The United States returned to trend growth in the second quarter after a slow start to the year, but it leaves the world’s largest economy with the weakest first half expansion since 2011 and provides little indication that the country will break out of the pattern of sluggish activity that has prevailed since the financial crisis.
Gross domestic product expanded at a 2.3 percent annual pace in the second quarter and the rate in the first was revised higher to 0.6 percent from -0.2 percent, according to the Commerce Department in Washington today. Economists in Wall Street Journal survey had forecast 2.7 percent growth.
Today's 1.5 percent first half growth is slightly below the 1.9 percent first half average for the last three years. Second half growth in the same years has been 2.3 percent, with the best sustained expansion in the second and third quarters of last year at 4.5 percent.
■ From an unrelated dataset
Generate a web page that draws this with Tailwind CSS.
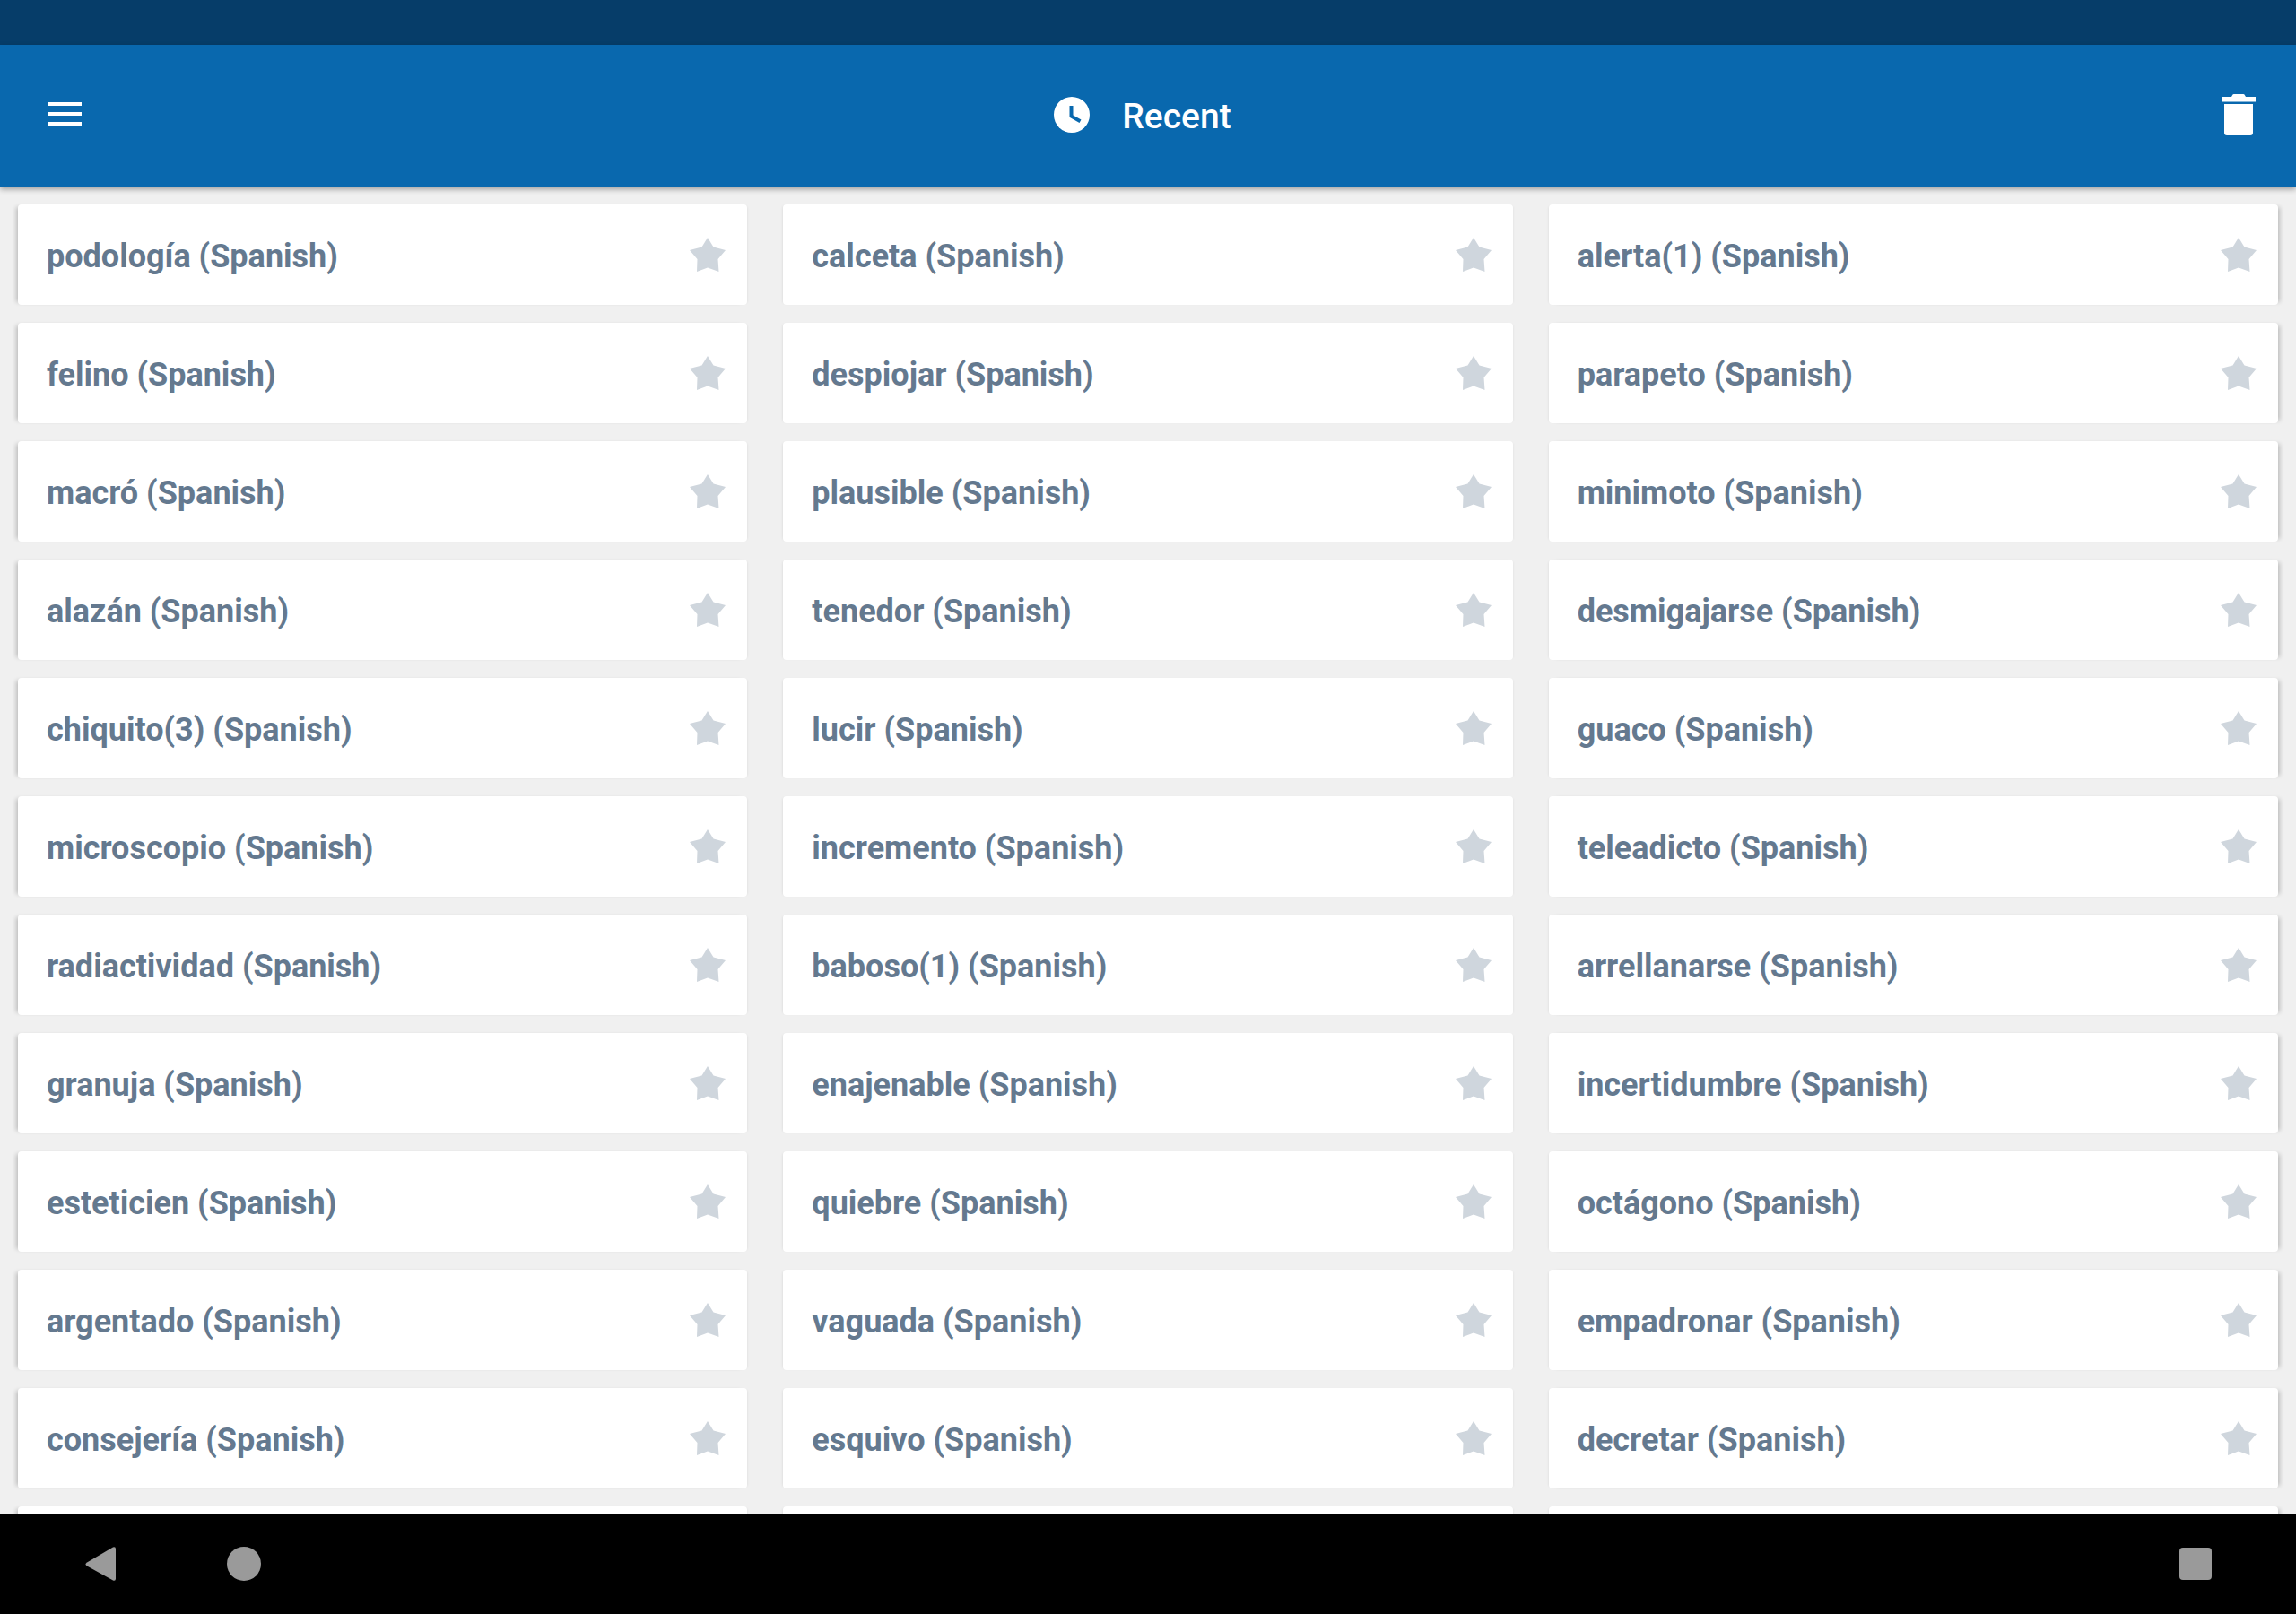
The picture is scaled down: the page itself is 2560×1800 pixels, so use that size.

New information from the Commerce Department, the so-called ‘annual revisions’, showed that economic growth in 2012 and 2013 was considerably less than originally recorded, with 2012 revised down to 1.3 percent from 1.6 percent and 2013 dropped to 2.5 percent from 3.1 percent. The GDP rate for the first quarter of 2014 was adjusted higher to -0.9 percent from -2.1 percent.
These revisions have reduced overall annual economic growth in the last three years, as in all the time since the end of the recession, to 2.1 percent, from its pre-revision average of 2.3 percent. This is the poorest record of any post-war economic recovery
Still, for the most important economic decision of the year, whether the Federal Reserve will finally abandon its zero interest rate policy, just matching the economic record of the past five years may be enough.
Fed Chair Janet Yellen has repeatedly stated that if the central bank’s economic projections hold, the FOMC will raise the Fed Funds rate sometime this year.
In yesterday’s FOMC statement a great deal of comment was elicited by one word-- some--which was added to the description of the type of improvement in the labor market enabling a Fed policy change.
Whether that means that a tempering of the 233,000 non-farm payrolls average of the past two years, is something that the Fed expects will have to wait for the event. But it seems clear the FOMC does not want the markets to read a weaker job report or two as a sign the Fed will not hike this year.
The Fed has steadily reduced its own projections for economic growth in 2015. At the March meeting the central bank expected GDP to expand at a 2.3-2.7 percent rate. In December that had been a 2.6-3.0 percent forecast. Last month that forecast was again reduced to 1.8-2.0 percent for the year.
To reach the Fed's 1.9 percent forecast for 2015 the U.S. economy would have to average a 2.4 percent expansion in the second half.
While the history of stronger U.S. second half growth is real, the 2.3 percent second half average of the last three years does not leave much margin for error. There are a number of economic headwinds, from China, to weak emerging market economies and plunging commodity prices, to large unsold American business inventories, that could depress U.S. economic growth in the months ahead.
If economic growth does not pick up in the second half of the year or falters, job creation, having been relatively robust for 24 months could begin to subside as employers look to utilize those new hires, rather than adding staff.
Today’s trend line GDP growth will provide little comfort to Janet Yellen and the FOMC.